Wet Seal Inc.
Sales at Wet Seal stores opened at least a year declined in January.
The Wet Seal Inc. promoted two executives to help bring the company's struggling mall stores back to their fashion-forward roots.
The Foothill Ranch-based firm said Kim Bajrech is the senior vice president-general merchandising of apparel for the company’s flagship Wet Seal brand. Debbie Shinn joins her as senior vice president-general merchandising manager of accessories and ready-to-wear for the flagship brand.

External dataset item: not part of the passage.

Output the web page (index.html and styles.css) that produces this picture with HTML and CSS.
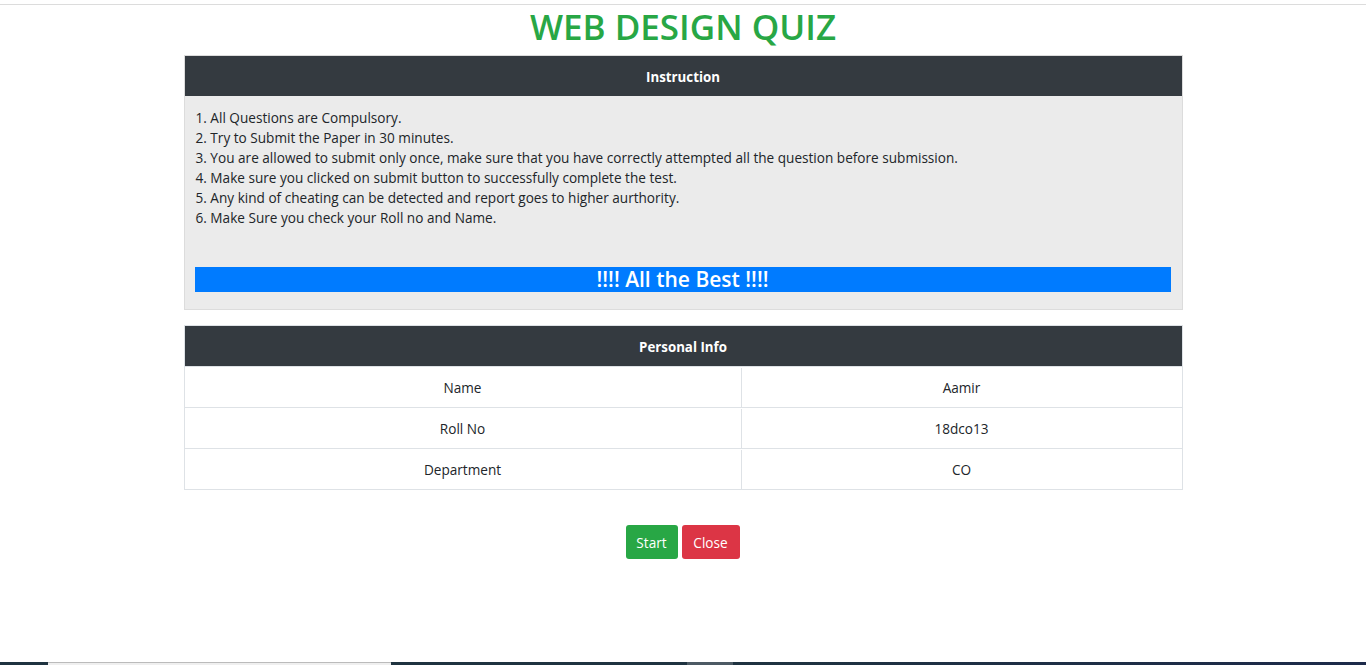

Previously the two women were vice president-divisional managers.
CEO John Goodman said in a statement that he believes he has the “right team in place” to help reenergize the Wet Seal business.
“They have a deep understanding of the fast fashion market, they know the Wet Seal customer well and they are executing on all fronts as we return the business to its roots,” Goodman said.

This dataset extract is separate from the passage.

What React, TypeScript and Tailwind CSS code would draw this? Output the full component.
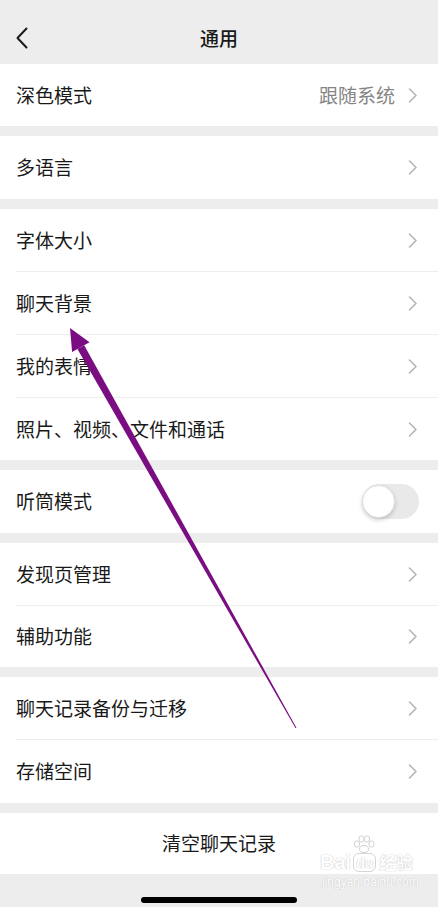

Wet Seal Inc. operates 530 stores, with 468 locations under its flagship brand. The company reported a $85.8 million net loss in its fourth quarter, compared to a $1.1 million net gain a year ago.

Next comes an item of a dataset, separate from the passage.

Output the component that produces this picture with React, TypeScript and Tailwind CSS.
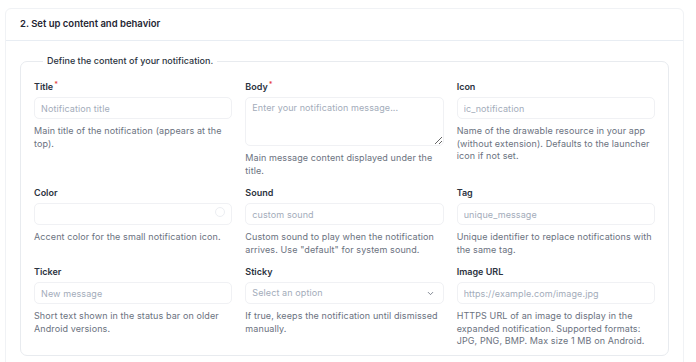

Earlier this year, the company cut 35 jobs and two executives resigned, including its president.
One of the challenges for Wet Seal is competing against fast-fashion chain Forever 21, which are almost like mini-department stores, said Gabriella Santaniello, senior vice president of retail market research at securities firm Wedbush. Wet Seal's target customers are females 13 to 19 years old.
“It’s very difficult to compete with Forever 21, with the sheer volume that they do, and the pricing power that they have,” Santaniello told KPCC in an interview earlier this year.